→ Entries provided
········

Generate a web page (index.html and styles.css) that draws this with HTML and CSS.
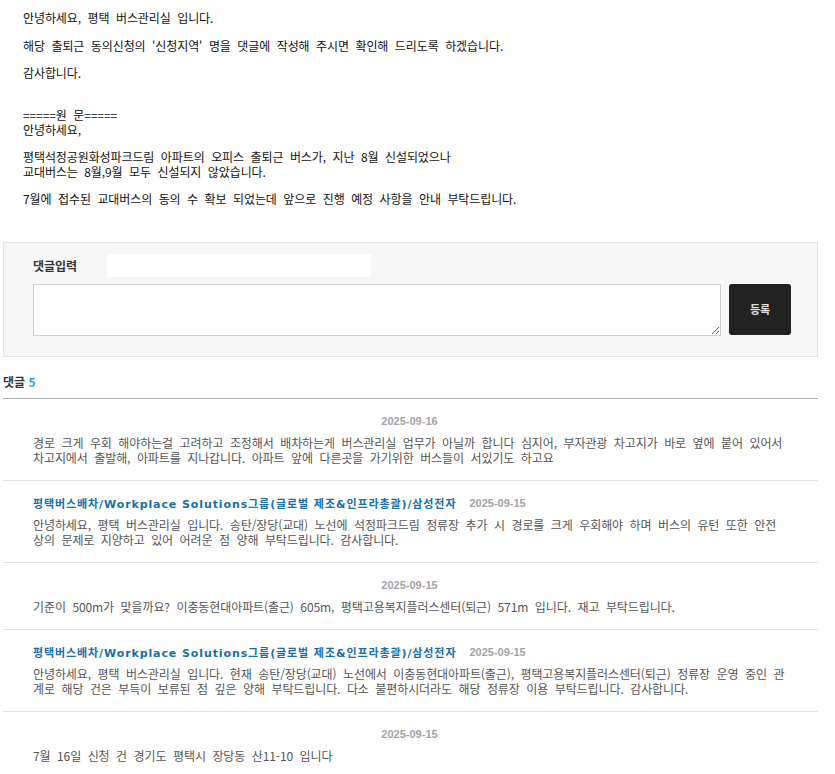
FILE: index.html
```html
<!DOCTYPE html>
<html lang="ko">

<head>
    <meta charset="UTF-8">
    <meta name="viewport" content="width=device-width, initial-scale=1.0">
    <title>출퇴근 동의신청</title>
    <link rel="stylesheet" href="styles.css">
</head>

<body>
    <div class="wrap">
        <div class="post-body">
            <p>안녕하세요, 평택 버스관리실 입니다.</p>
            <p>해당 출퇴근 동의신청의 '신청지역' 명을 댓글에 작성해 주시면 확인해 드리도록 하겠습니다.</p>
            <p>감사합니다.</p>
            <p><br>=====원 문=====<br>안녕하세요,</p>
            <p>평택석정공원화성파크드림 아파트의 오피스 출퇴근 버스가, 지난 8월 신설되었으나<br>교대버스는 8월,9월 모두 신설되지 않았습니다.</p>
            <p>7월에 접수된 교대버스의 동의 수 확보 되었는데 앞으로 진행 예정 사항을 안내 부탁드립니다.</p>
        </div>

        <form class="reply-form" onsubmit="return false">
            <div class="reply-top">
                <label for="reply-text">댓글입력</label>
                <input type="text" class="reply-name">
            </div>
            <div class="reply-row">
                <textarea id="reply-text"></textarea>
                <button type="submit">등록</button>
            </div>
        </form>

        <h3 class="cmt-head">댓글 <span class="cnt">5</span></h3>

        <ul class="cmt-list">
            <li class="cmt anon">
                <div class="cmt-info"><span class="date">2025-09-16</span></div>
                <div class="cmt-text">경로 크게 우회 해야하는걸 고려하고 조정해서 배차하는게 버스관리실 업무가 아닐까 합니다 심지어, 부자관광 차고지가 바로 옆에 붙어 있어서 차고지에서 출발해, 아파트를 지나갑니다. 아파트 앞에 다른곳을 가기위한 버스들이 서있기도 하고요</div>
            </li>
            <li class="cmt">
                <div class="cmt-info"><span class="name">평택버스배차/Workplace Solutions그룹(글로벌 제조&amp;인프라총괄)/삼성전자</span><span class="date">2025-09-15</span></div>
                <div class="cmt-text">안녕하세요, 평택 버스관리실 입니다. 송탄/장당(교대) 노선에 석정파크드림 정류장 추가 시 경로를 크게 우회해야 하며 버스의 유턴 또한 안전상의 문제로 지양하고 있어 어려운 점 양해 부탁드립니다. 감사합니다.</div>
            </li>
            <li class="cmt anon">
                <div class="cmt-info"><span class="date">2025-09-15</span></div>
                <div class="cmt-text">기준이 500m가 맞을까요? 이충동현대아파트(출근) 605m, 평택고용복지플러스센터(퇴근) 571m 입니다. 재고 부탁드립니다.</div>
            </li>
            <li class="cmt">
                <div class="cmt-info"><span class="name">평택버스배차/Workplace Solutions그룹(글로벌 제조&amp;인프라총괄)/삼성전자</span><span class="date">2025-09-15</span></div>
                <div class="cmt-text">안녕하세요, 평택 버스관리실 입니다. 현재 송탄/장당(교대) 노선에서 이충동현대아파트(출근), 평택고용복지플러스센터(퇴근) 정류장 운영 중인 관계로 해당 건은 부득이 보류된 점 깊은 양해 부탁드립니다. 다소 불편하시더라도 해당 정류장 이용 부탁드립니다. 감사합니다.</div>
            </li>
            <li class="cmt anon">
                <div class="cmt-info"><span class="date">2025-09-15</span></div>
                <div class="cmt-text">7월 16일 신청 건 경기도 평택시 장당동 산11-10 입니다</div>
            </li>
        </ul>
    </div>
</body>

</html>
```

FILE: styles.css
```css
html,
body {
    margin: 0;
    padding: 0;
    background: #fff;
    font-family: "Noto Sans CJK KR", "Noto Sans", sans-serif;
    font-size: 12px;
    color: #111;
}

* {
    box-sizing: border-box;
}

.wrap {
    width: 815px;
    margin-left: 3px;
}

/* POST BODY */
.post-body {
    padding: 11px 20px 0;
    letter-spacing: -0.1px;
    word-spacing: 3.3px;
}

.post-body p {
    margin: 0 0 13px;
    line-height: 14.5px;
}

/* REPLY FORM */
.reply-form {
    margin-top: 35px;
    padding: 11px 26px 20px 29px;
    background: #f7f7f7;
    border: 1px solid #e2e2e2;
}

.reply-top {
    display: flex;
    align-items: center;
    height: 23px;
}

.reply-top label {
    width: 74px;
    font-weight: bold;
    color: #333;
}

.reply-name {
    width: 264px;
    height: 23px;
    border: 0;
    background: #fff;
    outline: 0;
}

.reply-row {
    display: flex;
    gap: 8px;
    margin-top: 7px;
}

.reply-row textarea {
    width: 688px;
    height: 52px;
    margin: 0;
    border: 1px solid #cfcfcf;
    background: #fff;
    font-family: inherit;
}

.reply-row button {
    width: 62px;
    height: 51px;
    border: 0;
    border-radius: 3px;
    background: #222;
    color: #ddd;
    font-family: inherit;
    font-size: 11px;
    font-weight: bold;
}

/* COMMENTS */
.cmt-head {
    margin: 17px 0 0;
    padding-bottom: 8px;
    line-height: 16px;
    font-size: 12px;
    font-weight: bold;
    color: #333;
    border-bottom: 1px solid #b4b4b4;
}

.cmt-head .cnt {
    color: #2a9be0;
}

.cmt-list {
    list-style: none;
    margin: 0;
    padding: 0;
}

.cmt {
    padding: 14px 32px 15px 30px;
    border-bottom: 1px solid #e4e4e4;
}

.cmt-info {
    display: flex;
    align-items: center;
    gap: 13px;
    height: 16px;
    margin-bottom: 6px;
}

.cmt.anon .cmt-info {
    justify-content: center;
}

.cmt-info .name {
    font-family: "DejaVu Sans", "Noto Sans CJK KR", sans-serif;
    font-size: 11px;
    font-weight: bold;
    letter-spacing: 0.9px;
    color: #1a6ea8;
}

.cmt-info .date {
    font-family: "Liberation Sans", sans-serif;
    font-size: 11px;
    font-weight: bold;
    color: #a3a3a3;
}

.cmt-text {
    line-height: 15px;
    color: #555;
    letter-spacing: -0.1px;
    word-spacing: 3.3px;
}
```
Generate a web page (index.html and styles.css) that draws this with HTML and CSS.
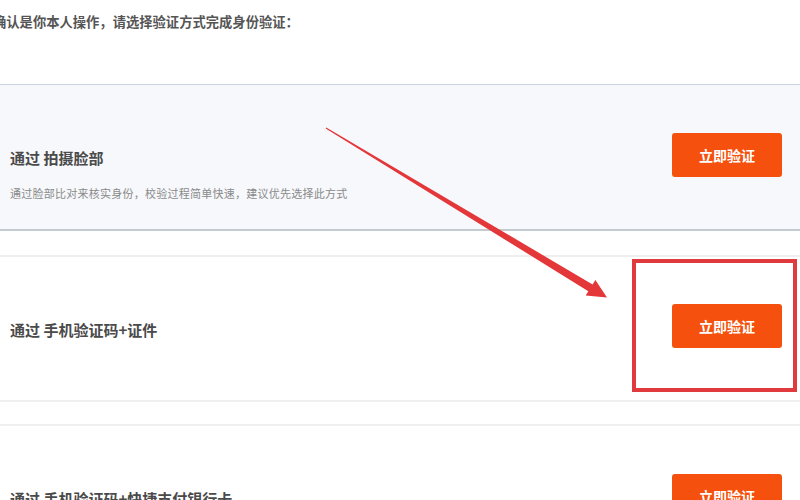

········

Output the data above without changes, apart from leaving out the pictures.

→ Response below
Generate a web page (index.html and styles.css) that draws this with HTML and CSS.
FILE: index.html
```html
<!DOCTYPE html>
<html lang="ko">

<head>
    <meta charset="UTF-8">
    <meta name="viewport" content="width=device-width, initial-scale=1.0">
    <title>출퇴근 동의신청</title>
    <link rel="stylesheet" href="styles.css">
</head>

<body>
    <div class="wrap">
        <div class="post-body">
            <p>안녕하세요, 평택 버스관리실 입니다.</p>
            <p>해당 출퇴근 동의신청의 '신청지역' 명을 댓글에 작성해 주시면 확인해 드리도록 하겠습니다.</p>
            <p>감사합니다.</p>
            <p><br>=====원 문=====<br>안녕하세요,</p>
            <p>평택석정공원화성파크드림 아파트의 오피스 출퇴근 버스가, 지난 8월 신설되었으나<br>교대버스는 8월,9월 모두 신설되지 않았습니다.</p>
            <p>7월에 접수된 교대버스의 동의 수 확보 되었는데 앞으로 진행 예정 사항을 안내 부탁드립니다.</p>
        </div>

        <form class="reply-form" onsubmit="return false">
            <div class="reply-top">
                <label for="reply-text">댓글입력</label>
                <input type="text" class="reply-name">
            </div>
            <div class="reply-row">
                <textarea id="reply-text"></textarea>
                <button type="submit">등록</button>
            </div>
        </form>

        <h3 class="cmt-head">댓글 <span class="cnt">5</span></h3>

        <ul class="cmt-list">
            <li class="cmt anon">
                <div class="cmt-info"><span class="date">2025-09-16</span></div>
                <div class="cmt-text">경로 크게 우회 해야하는걸 고려하고 조정해서 배차하는게 버스관리실 업무가 아닐까 합니다 심지어, 부자관광 차고지가 바로 옆에 붙어 있어서 차고지에서 출발해, 아파트를 지나갑니다. 아파트 앞에 다른곳을 가기위한 버스들이 서있기도 하고요</div>
            </li>
            <li class="cmt">
                <div class="cmt-info"><span class="name">평택버스배차/Workplace Solutions그룹(글로벌 제조&amp;인프라총괄)/삼성전자</span><span class="date">2025-09-15</span></div>
                <div class="cmt-text">안녕하세요, 평택 버스관리실 입니다. 송탄/장당(교대) 노선에 석정파크드림 정류장 추가 시 경로를 크게 우회해야 하며 버스의 유턴 또한 안전상의 문제로 지양하고 있어 어려운 점 양해 부탁드립니다. 감사합니다.</div>
            </li>
            <li class="cmt anon">
                <div class="cmt-info"><span class="date">2025-09-15</span></div>
                <div class="cmt-text">기준이 500m가 맞을까요? 이충동현대아파트(출근) 605m, 평택고용복지플러스센터(퇴근) 571m 입니다. 재고 부탁드립니다.</div>
            </li>
            <li class="cmt">
                <div class="cmt-info"><span class="name">평택버스배차/Workplace Solutions그룹(글로벌 제조&amp;인프라총괄)/삼성전자</span><span class="date">2025-09-15</span></div>
                <div class="cmt-text">안녕하세요, 평택 버스관리실 입니다. 현재 송탄/장당(교대) 노선에서 이충동현대아파트(출근), 평택고용복지플러스센터(퇴근) 정류장 운영 중인 관계로 해당 건은 부득이 보류된 점 깊은 양해 부탁드립니다. 다소 불편하시더라도 해당 정류장 이용 부탁드립니다. 감사합니다.</div>
            </li>
            <li class="cmt anon">
                <div class="cmt-info"><span class="date">2025-09-15</span></div>
                <div class="cmt-text">7월 16일 신청 건 경기도 평택시 장당동 산11-10 입니다</div>
            </li>
        </ul>
    </div>
</body>

</html>
```

FILE: styles.css
```css
html,
body {
    margin: 0;
    padding: 0;
    background: #fff;
    font-family: "Noto Sans CJK KR", "Noto Sans", sans-serif;
    font-size: 12px;
    color: #111;
}

* {
    box-sizing: border-box;
}

.wrap {
    width: 815px;
    margin-left: 3px;
}

/* POST BODY */
.post-body {
    padding: 11px 20px 0;
    letter-spacing: -0.1px;
    word-spacing: 3.3px;
}

.post-body p {
    margin: 0 0 13px;
    line-height: 14.5px;
}

/* REPLY FORM */
.reply-form {
    margin-top: 35px;
    padding: 11px 26px 20px 29px;
    background: #f7f7f7;
    border: 1px solid #e2e2e2;
}

.reply-top {
    display: flex;
    align-items: center;
    height: 23px;
}

.reply-top label {
    width: 74px;
    font-weight: bold;
    color: #333;
}

.reply-name {
    width: 264px;
    height: 23px;
    border: 0;
    background: #fff;
    outline: 0;
}

.reply-row {
    display: flex;
    gap: 8px;
    margin-top: 7px;
}

.reply-row textarea {
    width: 688px;
    height: 52px;
    margin: 0;
    border: 1px solid #cfcfcf;
    background: #fff;
    font-family: inherit;
}

.reply-row button {
    width: 62px;
    height: 51px;
    border: 0;
    border-radius: 3px;
    background: #222;
    color: #ddd;
    font-family: inherit;
    font-size: 11px;
    font-weight: bold;
}

/* COMMENTS */
.cmt-head {
    margin: 17px 0 0;
    padding-bottom: 8px;
    line-height: 16px;
    font-size: 12px;
    font-weight: bold;
    color: #333;
    border-bottom: 1px solid #b4b4b4;
}

.cmt-head .cnt {
    color: #2a9be0;
}

.cmt-list {
    list-style: none;
    margin: 0;
    padding: 0;
}

.cmt {
    padding: 14px 32px 15px 30px;
    border-bottom: 1px solid #e4e4e4;
}

.cmt-info {
    display: flex;
    align-items: center;
    gap: 13px;
    height: 16px;
    margin-bottom: 6px;
}

.cmt.anon .cmt-info {
    justify-content: center;
}

.cmt-info .name {
    font-family: "DejaVu Sans", "Noto Sans CJK KR", sans-serif;
    font-size: 11px;
    font-weight: bold;
    letter-spacing: 0.9px;
    color: #1a6ea8;
}

.cmt-info .date {
    font-family: "Liberation Sans", sans-serif;
    font-size: 11px;
    font-weight: bold;
    color: #a3a3a3;
}

.cmt-text {
    line-height: 15px;
    color: #555;
    letter-spacing: -0.1px;
    word-spacing: 3.3px;
}
```
Generate a web page (index.html and styles.css) that draws this with HTML and CSS.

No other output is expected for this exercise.